== Data provided ==
-------
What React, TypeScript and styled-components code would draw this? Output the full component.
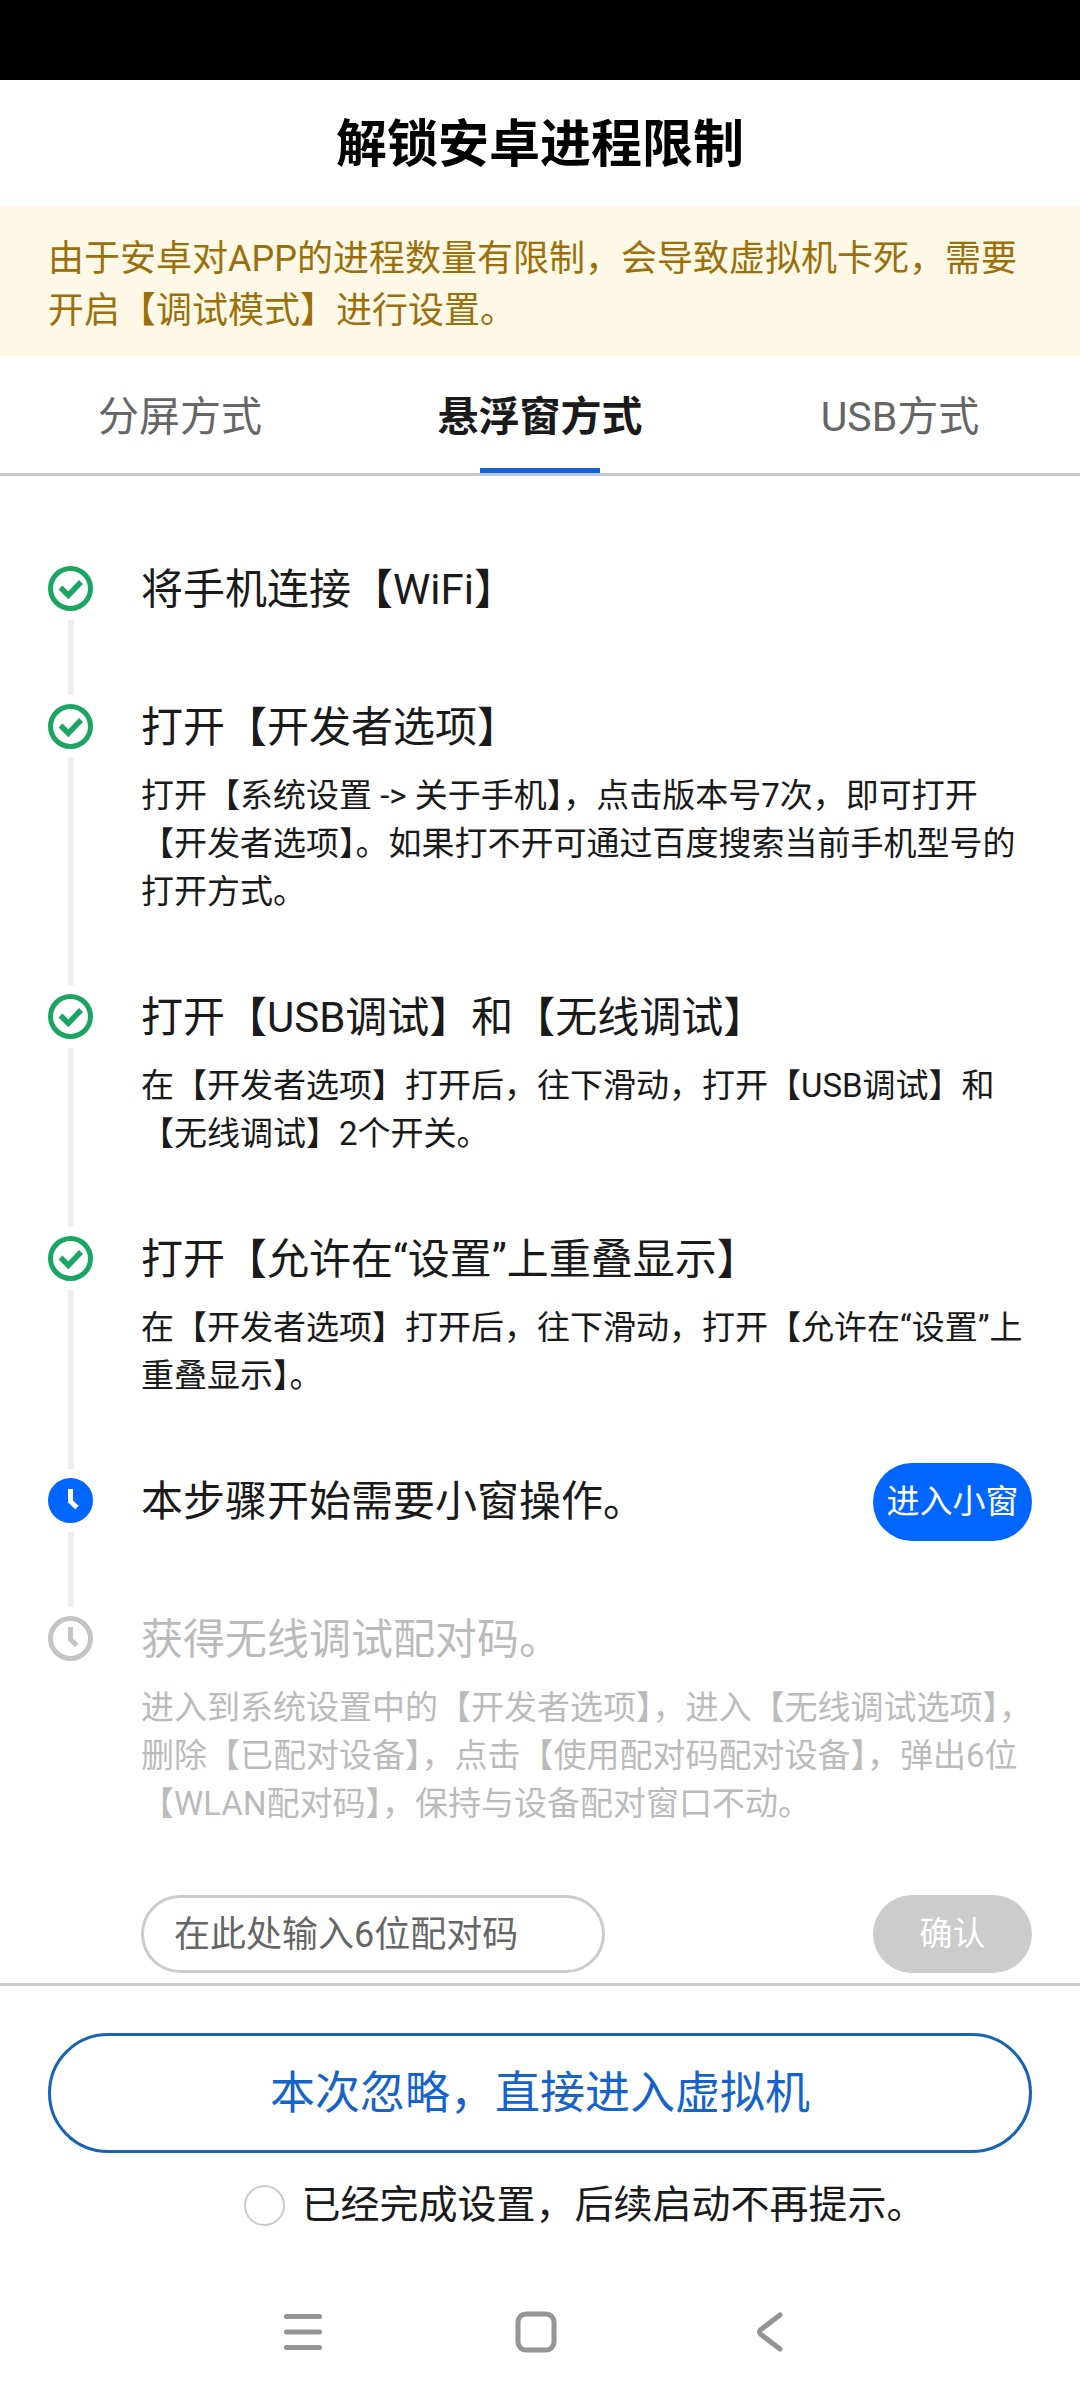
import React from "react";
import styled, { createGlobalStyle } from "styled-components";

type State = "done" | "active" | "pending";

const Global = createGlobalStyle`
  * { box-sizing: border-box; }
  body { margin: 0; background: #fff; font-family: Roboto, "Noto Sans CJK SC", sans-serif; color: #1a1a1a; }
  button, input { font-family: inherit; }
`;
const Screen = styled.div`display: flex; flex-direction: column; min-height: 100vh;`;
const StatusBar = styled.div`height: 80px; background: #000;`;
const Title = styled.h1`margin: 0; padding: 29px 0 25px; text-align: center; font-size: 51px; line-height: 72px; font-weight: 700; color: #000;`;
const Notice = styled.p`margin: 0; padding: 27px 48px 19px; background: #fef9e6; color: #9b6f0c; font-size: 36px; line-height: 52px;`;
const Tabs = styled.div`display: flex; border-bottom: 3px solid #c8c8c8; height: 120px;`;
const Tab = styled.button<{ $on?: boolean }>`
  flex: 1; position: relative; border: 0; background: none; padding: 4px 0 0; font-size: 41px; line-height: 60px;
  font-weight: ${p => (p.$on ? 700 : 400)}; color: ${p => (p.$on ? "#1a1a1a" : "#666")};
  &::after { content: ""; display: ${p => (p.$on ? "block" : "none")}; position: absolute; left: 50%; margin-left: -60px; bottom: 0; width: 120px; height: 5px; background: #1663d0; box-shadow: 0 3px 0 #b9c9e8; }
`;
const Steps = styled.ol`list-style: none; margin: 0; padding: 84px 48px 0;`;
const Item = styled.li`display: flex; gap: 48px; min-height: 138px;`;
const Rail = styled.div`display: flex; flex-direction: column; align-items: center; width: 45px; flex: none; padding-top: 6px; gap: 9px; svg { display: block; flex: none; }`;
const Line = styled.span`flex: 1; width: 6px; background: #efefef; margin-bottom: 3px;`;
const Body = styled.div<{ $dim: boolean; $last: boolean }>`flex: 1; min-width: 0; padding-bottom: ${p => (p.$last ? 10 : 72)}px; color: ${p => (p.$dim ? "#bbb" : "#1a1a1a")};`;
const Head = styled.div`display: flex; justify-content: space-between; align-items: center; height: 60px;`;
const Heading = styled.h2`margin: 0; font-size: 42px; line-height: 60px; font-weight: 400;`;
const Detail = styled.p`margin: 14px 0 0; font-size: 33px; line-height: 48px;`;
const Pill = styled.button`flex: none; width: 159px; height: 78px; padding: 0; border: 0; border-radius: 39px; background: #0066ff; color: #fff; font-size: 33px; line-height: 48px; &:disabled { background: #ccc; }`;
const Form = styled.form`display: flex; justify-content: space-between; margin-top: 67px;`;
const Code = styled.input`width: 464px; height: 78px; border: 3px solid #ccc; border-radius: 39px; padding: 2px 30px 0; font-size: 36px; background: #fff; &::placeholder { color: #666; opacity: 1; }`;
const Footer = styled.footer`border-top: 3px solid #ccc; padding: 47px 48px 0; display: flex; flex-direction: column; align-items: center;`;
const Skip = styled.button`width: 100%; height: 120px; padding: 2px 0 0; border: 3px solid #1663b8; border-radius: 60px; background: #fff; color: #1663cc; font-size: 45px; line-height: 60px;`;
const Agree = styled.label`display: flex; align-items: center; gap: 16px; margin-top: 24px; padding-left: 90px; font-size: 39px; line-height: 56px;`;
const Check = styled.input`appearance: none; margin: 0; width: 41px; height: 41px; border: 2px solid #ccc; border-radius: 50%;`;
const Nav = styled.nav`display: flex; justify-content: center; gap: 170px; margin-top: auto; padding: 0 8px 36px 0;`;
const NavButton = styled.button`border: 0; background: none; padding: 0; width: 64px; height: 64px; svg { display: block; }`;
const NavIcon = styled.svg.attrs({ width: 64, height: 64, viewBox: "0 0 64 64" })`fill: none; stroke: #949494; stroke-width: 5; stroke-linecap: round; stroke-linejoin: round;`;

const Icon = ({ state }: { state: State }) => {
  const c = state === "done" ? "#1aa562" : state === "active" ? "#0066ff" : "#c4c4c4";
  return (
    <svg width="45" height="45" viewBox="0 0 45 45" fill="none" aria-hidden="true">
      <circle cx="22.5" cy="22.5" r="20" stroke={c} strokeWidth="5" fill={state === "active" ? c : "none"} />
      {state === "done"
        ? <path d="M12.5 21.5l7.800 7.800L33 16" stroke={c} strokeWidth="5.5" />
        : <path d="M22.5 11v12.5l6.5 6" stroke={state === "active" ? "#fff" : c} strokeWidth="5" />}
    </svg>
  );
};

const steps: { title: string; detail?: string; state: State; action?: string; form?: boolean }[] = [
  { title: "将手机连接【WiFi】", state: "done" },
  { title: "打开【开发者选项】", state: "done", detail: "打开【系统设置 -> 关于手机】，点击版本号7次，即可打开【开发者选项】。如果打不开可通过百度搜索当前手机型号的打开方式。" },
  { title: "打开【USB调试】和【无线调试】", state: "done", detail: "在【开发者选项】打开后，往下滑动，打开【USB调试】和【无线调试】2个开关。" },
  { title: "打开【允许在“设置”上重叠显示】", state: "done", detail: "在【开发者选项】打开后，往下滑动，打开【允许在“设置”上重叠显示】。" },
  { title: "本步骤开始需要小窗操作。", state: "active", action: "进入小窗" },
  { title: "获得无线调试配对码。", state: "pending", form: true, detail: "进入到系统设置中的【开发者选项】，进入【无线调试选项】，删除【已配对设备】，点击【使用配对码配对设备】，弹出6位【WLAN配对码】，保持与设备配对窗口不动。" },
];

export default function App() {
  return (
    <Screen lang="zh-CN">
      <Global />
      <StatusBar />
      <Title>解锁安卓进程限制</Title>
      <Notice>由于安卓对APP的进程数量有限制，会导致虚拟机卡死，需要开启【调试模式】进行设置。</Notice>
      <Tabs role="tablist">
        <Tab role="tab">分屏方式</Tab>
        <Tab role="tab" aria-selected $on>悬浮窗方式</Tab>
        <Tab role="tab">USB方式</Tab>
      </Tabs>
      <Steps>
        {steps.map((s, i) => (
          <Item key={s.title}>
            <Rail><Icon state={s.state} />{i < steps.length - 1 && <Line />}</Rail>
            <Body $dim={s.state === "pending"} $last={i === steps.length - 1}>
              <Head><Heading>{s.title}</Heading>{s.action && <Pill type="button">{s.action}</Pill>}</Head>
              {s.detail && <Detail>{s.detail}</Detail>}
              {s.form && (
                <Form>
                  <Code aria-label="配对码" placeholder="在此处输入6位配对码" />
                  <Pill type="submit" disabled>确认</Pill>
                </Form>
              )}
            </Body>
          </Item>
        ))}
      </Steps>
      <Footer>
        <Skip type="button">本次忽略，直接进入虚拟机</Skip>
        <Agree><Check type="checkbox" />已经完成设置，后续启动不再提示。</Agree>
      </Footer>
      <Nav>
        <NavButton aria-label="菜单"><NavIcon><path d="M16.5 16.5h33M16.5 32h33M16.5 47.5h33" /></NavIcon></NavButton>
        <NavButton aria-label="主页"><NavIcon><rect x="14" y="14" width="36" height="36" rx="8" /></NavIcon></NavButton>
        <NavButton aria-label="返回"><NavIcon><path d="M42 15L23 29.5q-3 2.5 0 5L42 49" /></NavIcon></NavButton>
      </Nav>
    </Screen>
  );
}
-------
== Written task ==
Copy out all the data exactly; skip the pictures.

== Solution below ==
What React, TypeScript and styled-components code would draw this? Output the full component.
import React from "react";
import styled, { createGlobalStyle } from "styled-components";

type State = "done" | "active" | "pending";

const Global = createGlobalStyle`
  * { box-sizing: border-box; }
  body { margin: 0; background: #fff; font-family: Roboto, "Noto Sans CJK SC", sans-serif; color: #1a1a1a; }
  button, input { font-family: inherit; }
`;
const Screen = styled.div`display: flex; flex-direction: column; min-height: 100vh;`;
const StatusBar = styled.div`height: 80px; background: #000;`;
const Title = styled.h1`margin: 0; padding: 29px 0 25px; text-align: center; font-size: 51px; line-height: 72px; font-weight: 700; color: #000;`;
const Notice = styled.p`margin: 0; padding: 27px 48px 19px; background: #fef9e6; color: #9b6f0c; font-size: 36px; line-height: 52px;`;
const Tabs = styled.div`display: flex; border-bottom: 3px solid #c8c8c8; height: 120px;`;
const Tab = styled.button<{ $on?: boolean }>`
  flex: 1; position: relative; border: 0; background: none; padding: 4px 0 0; font-size: 41px; line-height: 60px;
  font-weight: ${p => (p.$on ? 700 : 400)}; color: ${p => (p.$on ? "#1a1a1a" : "#666")};
  &::after { content: ""; display: ${p => (p.$on ? "block" : "none")}; position: absolute; left: 50%; margin-left: -60px; bottom: 0; width: 120px; height: 5px; background: #1663d0; box-shadow: 0 3px 0 #b9c9e8; }
`;
const Steps = styled.ol`list-style: none; margin: 0; padding: 84px 48px 0;`;
const Item = styled.li`display: flex; gap: 48px; min-height: 138px;`;
const Rail = styled.div`display: flex; flex-direction: column; align-items: center; width: 45px; flex: none; padding-top: 6px; gap: 9px; svg { display: block; flex: none; }`;
const Line = styled.span`flex: 1; width: 6px; background: #efefef; margin-bottom: 3px;`;
const Body = styled.div<{ $dim: boolean; $last: boolean }>`flex: 1; min-width: 0; padding-bottom: ${p => (p.$last ? 10 : 72)}px; color: ${p => (p.$dim ? "#bbb" : "#1a1a1a")};`;
const Head = styled.div`display: flex; justify-content: space-between; align-items: center; height: 60px;`;
const Heading = styled.h2`margin: 0; font-size: 42px; line-height: 60px; font-weight: 400;`;
const Detail = styled.p`margin: 14px 0 0; font-size: 33px; line-height: 48px;`;
const Pill = styled.button`flex: none; width: 159px; height: 78px; padding: 0; border: 0; border-radius: 39px; background: #0066ff; color: #fff; font-size: 33px; line-height: 48px; &:disabled { background: #ccc; }`;
const Form = styled.form`display: flex; justify-content: space-between; margin-top: 67px;`;
const Code = styled.input`width: 464px; height: 78px; border: 3px solid #ccc; border-radius: 39px; padding: 2px 30px 0; font-size: 36px; background: #fff; &::placeholder { color: #666; opacity: 1; }`;
const Footer = styled.footer`border-top: 3px solid #ccc; padding: 47px 48px 0; display: flex; flex-direction: column; align-items: center;`;
const Skip = styled.button`width: 100%; height: 120px; padding: 2px 0 0; border: 3px solid #1663b8; border-radius: 60px; background: #fff; color: #1663cc; font-size: 45px; line-height: 60px;`;
const Agree = styled.label`display: flex; align-items: center; gap: 16px; margin-top: 24px; padding-left: 90px; font-size: 39px; line-height: 56px;`;
const Check = styled.input`appearance: none; margin: 0; width: 41px; height: 41px; border: 2px solid #ccc; border-radius: 50%;`;
const Nav = styled.nav`display: flex; justify-content: center; gap: 170px; margin-top: auto; padding: 0 8px 36px 0;`;
const NavButton = styled.button`border: 0; background: none; padding: 0; width: 64px; height: 64px; svg { display: block; }`;
const NavIcon = styled.svg.attrs({ width: 64, height: 64, viewBox: "0 0 64 64" })`fill: none; stroke: #949494; stroke-width: 5; stroke-linecap: round; stroke-linejoin: round;`;

const Icon = ({ state }: { state: State }) => {
  const c = state === "done" ? "#1aa562" : state === "active" ? "#0066ff" : "#c4c4c4";
  return (
    <svg width="45" height="45" viewBox="0 0 45 45" fill="none" aria-hidden="true">
      <circle cx="22.5" cy="22.5" r="20" stroke={c} strokeWidth="5" fill={state === "active" ? c : "none"} />
      {state === "done"
        ? <path d="M12.5 21.5l7.800 7.800L33 16" stroke={c} strokeWidth="5.5" />
        : <path d="M22.5 11v12.5l6.5 6" stroke={state === "active" ? "#fff" : c} strokeWidth="5" />}
    </svg>
  );
};

const steps: { title: string; detail?: string; state: State; action?: string; form?: boolean }[] = [
  { title: "将手机连接【WiFi】", state: "done" },
  { title: "打开【开发者选项】", state: "done", detail: "打开【系统设置 -> 关于手机】，点击版本号7次，即可打开【开发者选项】。如果打不开可通过百度搜索当前手机型号的打开方式。" },
  { title: "打开【USB调试】和【无线调试】", state: "done", detail: "在【开发者选项】打开后，往下滑动，打开【USB调试】和【无线调试】2个开关。" },
  { title: "打开【允许在“设置”上重叠显示】", state: "done", detail: "在【开发者选项】打开后，往下滑动，打开【允许在“设置”上重叠显示】。" },
  { title: "本步骤开始需要小窗操作。", state: "active", action: "进入小窗" },
  { title: "获得无线调试配对码。", state: "pending", form: true, detail: "进入到系统设置中的【开发者选项】，进入【无线调试选项】，删除【已配对设备】，点击【使用配对码配对设备】，弹出6位【WLAN配对码】，保持与设备配对窗口不动。" },
];

export default function App() {
  return (
    <Screen lang="zh-CN">
      <Global />
      <StatusBar />
      <Title>解锁安卓进程限制</Title>
      <Notice>由于安卓对APP的进程数量有限制，会导致虚拟机卡死，需要开启【调试模式】进行设置。</Notice>
      <Tabs role="tablist">
        <Tab role="tab">分屏方式</Tab>
        <Tab role="tab" aria-selected $on>悬浮窗方式</Tab>
        <Tab role="tab">USB方式</Tab>
      </Tabs>
      <Steps>
        {steps.map((s, i) => (
          <Item key={s.title}>
            <Rail><Icon state={s.state} />{i < steps.length - 1 && <Line />}</Rail>
            <Body $dim={s.state === "pending"} $last={i === steps.length - 1}>
              <Head><Heading>{s.title}</Heading>{s.action && <Pill type="button">{s.action}</Pill>}</Head>
              {s.detail && <Detail>{s.detail}</Detail>}
              {s.form && (
                <Form>
                  <Code aria-label="配对码" placeholder="在此处输入6位配对码" />
                  <Pill type="submit" disabled>确认</Pill>
                </Form>
              )}
            </Body>
          </Item>
        ))}
      </Steps>
      <Footer>
        <Skip type="button">本次忽略，直接进入虚拟机</Skip>
        <Agree><Check type="checkbox" />已经完成设置，后续启动不再提示。</Agree>
      </Footer>
      <Nav>
        <NavButton aria-label="菜单"><NavIcon><path d="M16.5 16.5h33M16.5 32h33M16.5 47.5h33" /></NavIcon></NavButton>
        <NavButton aria-label="主页"><NavIcon><rect x="14" y="14" width="36" height="36" rx="8" /></NavIcon></NavButton>
        <NavButton aria-label="返回"><NavIcon><path d="M42 15L23 29.5q-3 2.5 0 5L42 49" /></NavIcon></NavButton>
      </Nav>
    </Screen>
  );
}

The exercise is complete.